Perhaps most alarming, U.S. federal agencies now openly violate the rights of Christians at home while the White House selectively exploits their persecution overseas. Despite proclaiming a “religious freedom day,” federal authorities have imposed prayer bans outside of an Immigration and Customs Enforcement detention center. Elsewhere, federal agents attacked worshippers and prevented Catholic detainees from accessing pastoral care.

At the same time, the administration sidelines the suffering of Muslims, Jews, Hindus, Baha’is and non-believers abroad. To be clear: religious freedom is universal. When America picks and chooses who we speak up for, we lose legitimacy, and the persecuted pay the price.



Religious freedom violations are embedded in immoral laws, unjust security services and discriminatory social norms.

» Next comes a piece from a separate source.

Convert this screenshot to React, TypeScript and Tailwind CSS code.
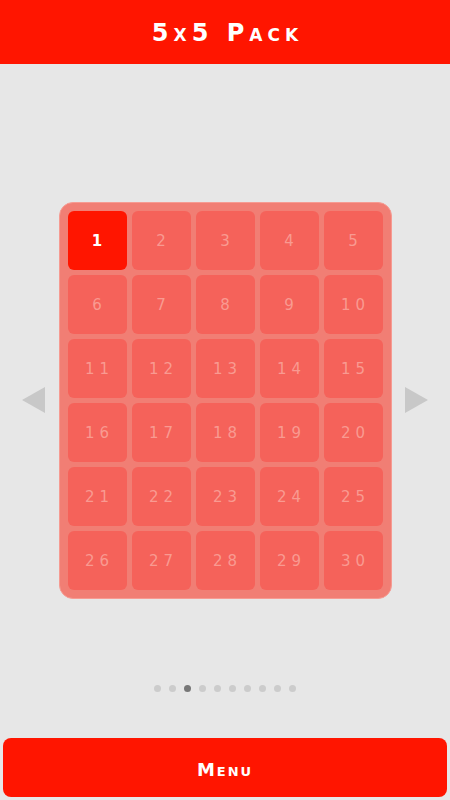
const levels = Array.from({ length: 30 }, (_, i) => i + 1)
const dots = Array.from({ length: 10 }, (_, i) => i)

const Triangle = ({ dir }: { dir: 'left' | 'right' }) => (
  <svg width="24" height="26" viewBox="0 0 24 26" className="shrink-0">
    {dir === 'left' ? (
      <polygon points="23,0 23,26 0,13" fill="#c8c8c8" />
    ) : (
      <polygon points="1,0 1,26 24,13" fill="#c8c8c8" />
    )}
  </svg>
)

export default function App() {
  return (
    <div
      className="w-[450px] h-[800px] bg-[#e7e7e7] flex flex-col overflow-hidden"
      style={{ fontFamily: '"DejaVu Sans", "Liberation Sans", sans-serif' }}
    >
      <header className="h-16 bg-[#ff1500] flex items-center justify-center shrink-0">
        <h1 className="text-white text-[24px] font-bold tracking-[5px] [font-variant:small-caps] pl-[5px] pt-[2px]">
          5x5 Pack
        </h1>
      </header>

      <div className="h-[616px] flex items-center justify-between px-[22px] pt-[56px] shrink-0">
        <Triangle dir="left" />
        <div className="w-[333px] bg-[#f17e74] border border-[#f69b92] rounded-[14px] p-[8px] grid grid-cols-5 gap-[5px]">
          {levels.map((n) => (
            <div
              key={n}
              className={`h-[59px] rounded-[6px] flex items-center justify-center text-[15px] tracking-[5px] pl-[5px] pt-[2px] ${
                n === 1
                  ? 'bg-[#ff1500] text-white font-bold'
                  : 'bg-[#f5625a] text-[#f99a91]'
              }`}
            >
              {n}
            </div>
          ))}
        </div>
        <Triangle dir="right" />
      </div>

      <div className="h-[58px] flex items-start justify-center gap-2 shrink-0 pt-[5px]">
        {dots.map((d) => (
          <span
            key={d}
            className={`w-[7px] h-[7px] rounded-full ${
              d === 2 ? 'bg-[#777777]' : 'bg-[#cccccc]'
            }`}
          />
        ))}
      </div>

      <div className="px-[3px] pb-[3px] shrink-0">
        <button className="w-full h-[59px] bg-[#ff1500] rounded-[8px] flex items-center justify-center text-white text-[18px] font-bold tracking-[2px] [font-variant:small-caps] pt-1">
          Menu
        </button>
      </div>
    </div>
  )
}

Addressing these problems requires sustained diplomacy, multilateral coordination and long-term strategy — work the Trump White House has largely abandoned. What remains is not substance or policy, but performance and spectacle: speeches, social media posts, unfunded initiatives and symbolic gestures.


What can be done?

To start, the faith community should demand that the International Religious Freedom Act be implemented as written. If America is to remain a beacon of religious freedom, this administration needs to stop undermining the law that makes our leadership possible.

Second, Congress must meet this moment with the urgency, oversight and moral clarity it requires. We must demand that the administration release the overdue report, push for a qualified ambassador-at-large nominee and use the appropriations process to restore the programs this administration gutted.

Our voices are a powerful tool for change. Together, we must work to rebuild the credibility this administration has squandered — and restore the promise that America will not look away when religious freedom and human rights are on the line.

(Jim McGovern is a U.S. congressman from Massachusetts and co-chair of the Bipartisan Tom Lantos Human Rights Commission. The views expressed in this commentary do not necessarily reflect those of RNS.)